I approached this work first of all by thinking about voice, or voices. I would also say that one of the biggest challenges for me in this book (and it was a fascinating challenge) was that these characters are speaking to us, but they’re speaking to us by writing letters, at least in the first part. And writing letters is different than speaking orally, so you can’t just translate it as if it’s someone speaking orally. You have to think about the fact that here’s a character who is actually trying to justify themselves in written form. And they may not be writing very elegantly, but they are writing. So my choices were quite often modulated by that fact—this is someone reporting, maybe remembering reported speech, remembering conversations. To me that was very important.

YUP: How do you choose what to translate?

MB: When I first started translating, I deliberately wanted to try to get more works by Arab women into English. Nawal al-Saadawi was known—and I translated her prison memoirs—but I knew there were these other amazing women who were writing and needed to be heard. That’s still very important to me, but now there is so much more being translated. It’s a very different scene now, which is fantastic, although there is always more to be done. 
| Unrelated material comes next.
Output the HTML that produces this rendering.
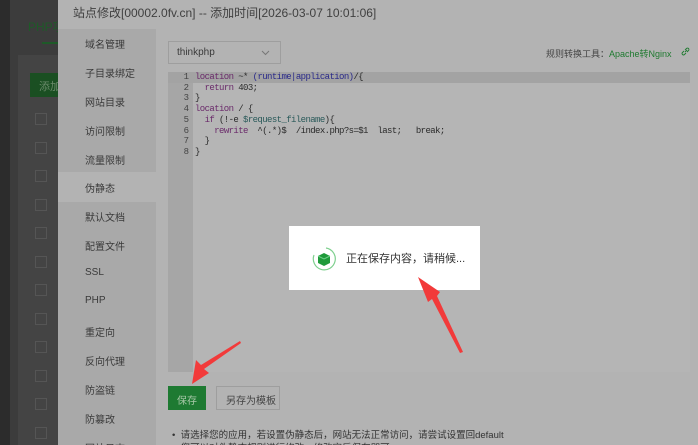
<!DOCTYPE html>
<html><head><meta charset="utf-8"><style>
*{margin:0;padding:0;box-sizing:border-box}
html,body{width:698px;height:445px;overflow:hidden}
body{background:#3c3c3c;font-family:"Liberation Sans","Noto Sans CJK SC",sans-serif;position:relative}
.abs{position:absolute}
.side .it{position:absolute;left:27px;font-size:10px;color:#3a3a3a;white-space:nowrap}
.code{font-family:"Liberation Mono",monospace;font-size:9px;letter-spacing:-0.6px;line-height:10.7px;white-space:pre;color:#2a2a2a}
.gut{font-family:"Liberation Mono",monospace;font-size:9px;line-height:10.7px;color:#444;text-align:right}
.k{color:#6a2a6a}.v{color:#2a5a5a}.b{color:#2a2a8a}
</style></head><body>
<div class="abs" style="left:0;top:0;width:10px;height:445px;background:#2c2c2c"></div>
<div class="abs" style="left:28px;top:18px;font-size:12px;color:#1e5a28;white-space:nowrap">PHP项</div>
<div class="abs" style="left:42px;top:42px;width:16px;height:2px;background:#1e5a28"></div>
<div class="abs" style="left:18px;top:55px;width:40px;height:390px;background:#444"></div>
<div class="abs" style="left:30px;top:73px;width:28px;height:24px;background:#1a4f22;color:#6a8a6a;font-size:11px;padding:5px 0 0 9px;white-space:nowrap;overflow:hidden">添加</div>
<div id="cb"></div>
<div class="abs" style="left:58px;top:0;width:640px;height:445px;background:#b3b3b3"></div>
<div class="abs" style="left:73px;top:4px;font-size:12px;color:#404040;white-space:nowrap">站点修改[00002.0fv.cn] -- 添加时间[2026-03-07 10:01:06]</div>
<div class="abs side" style="left:58px;top:29px;width:98px;height:416px;background:#a9a9a9">
<div class="abs" style="left:0;top:143px;width:98px;height:30px;background:#b3b3b3"></div>
<div class="it" style="top:7px">域名管理</div><div class="it" style="top:36px">子目录绑定</div><div class="it" style="top:65px">网站目录</div><div class="it" style="top:94px">访问限制</div><div class="it" style="top:123px">流量限制</div><div class="it" style="top:151px">伪静态</div><div class="it" style="top:180px">默认文档</div><div class="it" style="top:209px">配置文件</div><div class="it" style="top:238px">SSL</div><div class="it" style="top:266px">PHP</div><div class="it" style="top:295px">重定向</div><div class="it" style="top:324px">反向代理</div><div class="it" style="top:353px">防盗链</div><div class="it" style="top:382px">防篡改</div><div class="it" style="top:411px">网站日志</div>
</div>
<div class="abs" style="left:168px;top:41px;width:113px;height:23px;border:1px solid #9e9e9e;font-size:10px;color:#3a3a3a;padding:5px 0 0 8px">thinkphp<svg style="position:absolute;right:10px;top:8px" width="9" height="6"><path d="M1 1 L4.5 4.5 L8 1" fill="none" stroke="#777" stroke-width="1"/></svg></div>
<div class="abs" style="left:546px;top:47px;font-size:9px;color:#444;white-space:nowrap">规则转换工具：<span style="color:#1f7a30">Apache转Nginx</span></div>
<svg class="abs" style="left:681px;top:47px" width="9" height="9"><path d="M4 5 L6 3 M3 4 L1.5 5.5 A1.4 1.4 0 0 0 3.5 7.5 L5 6 M6 5 L7.5 3.5 A1.4 1.4 0 0 0 5.5 1.5 L4 3" fill="none" stroke="#1f7a30" stroke-width="0.9"/></svg>
<div class="abs" style="left:168px;top:72px;width:522px;height:300px;background:#b5b5b5"></div>
<div class="abs" style="left:168px;top:72px;width:25px;height:300px;background:#a6a6a6"></div>
<div class="abs" style="left:168px;top:72px;width:522px;height:11px;background:#a3a3a3"></div>
<div class="abs gut" style="left:168px;top:72px;width:21px">1<br>2<br>3<br>4<br>5<br>6<br>7<br>8</div>
<div class="abs code" style="left:195px;top:72px"><span class="k">location</span> ~* <span class="b">(runtime|application)</span>/{
  <span class="k">return</span> 403;
}
<span class="k">location</span> / {
  <span class="k">if</span> (!-e <span class="v">$request_filename</span>){
    <span class="k">rewrite</span>  ^(.*)$  /index.php?s=$1  last;   break;
  }
}</div>
<div class="abs" style="left:168px;top:386px;width:38px;height:24px;background:#1e7a32;color:#a8c8a8;font-size:10px;padding:6px 0 0 9px">保存</div>
<div class="abs" style="left:216px;top:386px;width:64px;height:24px;border:1px solid #9e9e9e;color:#444;font-size:10px;padding:5px 0 0 9px;white-space:nowrap">另存为模板</div>
<div class="abs" style="left:172px;top:427px;font-size:9.5px;color:#333;white-space:nowrap">•&nbsp;&nbsp;请选择您的应用，若设置伪静态后，网站无法正常访问，请尝试设置回default</div>
<div class="abs" style="left:172px;top:440px;font-size:9.5px;color:#333;white-space:nowrap">•&nbsp;&nbsp;您可以对伪静态规则进行修改，修改完后保存即可。</div>
<div class="abs" style="left:289px;top:226px;width:191px;height:64px;background:#fff"></div>
<svg class="abs" style="left:311px;top:246px" width="26" height="26" viewBox="0 0 26 26"><path d="M15 2 A11 11 0 1 1 3 9" fill="none" stroke="#7fd08f" stroke-width="1.2"/><path d="M7 10 L13 7 L19 10 L19 17 L13 20 L7 17Z" fill="#1f9a3a"/><path d="M7 10 L13 13 L19 10" fill="none" stroke="#6fd08a" stroke-width="1"/></svg>
<div class="abs" style="left:346px;top:250px;font-size:11px;color:#333;white-space:nowrap">正在保存内容，请稍候...</div>
<svg class="abs" style="left:0;top:0" width="698" height="445"><polygon points="418,277 440,292 437,296 463,352 460,353 432,299 428,302" fill="#f23a3a"/><polygon points="192,384 196,360 201,365 240,341 241,343 204,369 209,373" fill="#f23a3a"/></svg>
<script>
var h='';for(var i=0;i<12;i++){h+='<div class="abs" style="left:35px;top:'+(113+i*28.5)+'px;width:12px;height:12px;border:1px solid #555"></div>';}
document.getElementById('cb').innerHTML=h;
</script>
</body></html>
If I’m going to translate something, it has to appeal to me as a reader, and again, the most important thing is the voice and the writing. I really love very complex writing and slightly difficult writing. Although that doesn’t necessarily mean it’s a difficult work to read, it’s just tricky to translate. But I also have to be comfortable with the politics of a work to translate it. I can’t translate something I don’t believe in.

YUP: When you translate works by Hoda Barakat, do you collaborate with her in the translation?

MB: Yes, we have an excellent working relationship—we always have—one of mutual respect. She will respond to my questions, and we communicate in a mix of Arabic, French, and English. She has said some very beautiful things to me in public, where we’ve done readings—she has said, “I feel like when I’m listening to Marilyn, I’m listening to myself.” 

YUP: That is amazing.

MB: It is amazing! I have to say, one of the things I’ve loved about translation is that I’ve developed some very strong and intimate friendships through translating literary works that I love. It’s a very intimate thing you’re doing, translating someone. But there also needs to be the understanding that translation is my craft, and we can talk endlessly about a particular choice, but in the end, it needs to be my decision.

YUP: What is one thing you wish people knew about the art of translation, or about translators and their work?

MB: I think there’s a lot more appreciation for translation now. But I think people still don’t understand just how many choices one has to make, and how as a translator, you’re also such a close reader of the work, and you are interpreting the work. It’s important both to recognize the translator as a co-author and also as a creative writer. But as a creative writer who is also extremely dedicated to a particular text, and always in the context of a collective enterprise.

YUP: It’s such a synergetic activity, completely focused on synthesizing and synergizing your own creative impulse with someone else’s creative impulse.

MB: Yes. It’s hugely frustrating at times, but mostly it is endlessly wonderful.


Marilyn Booth is professor of Arabic languages and literature at Magdalen College, Oxford.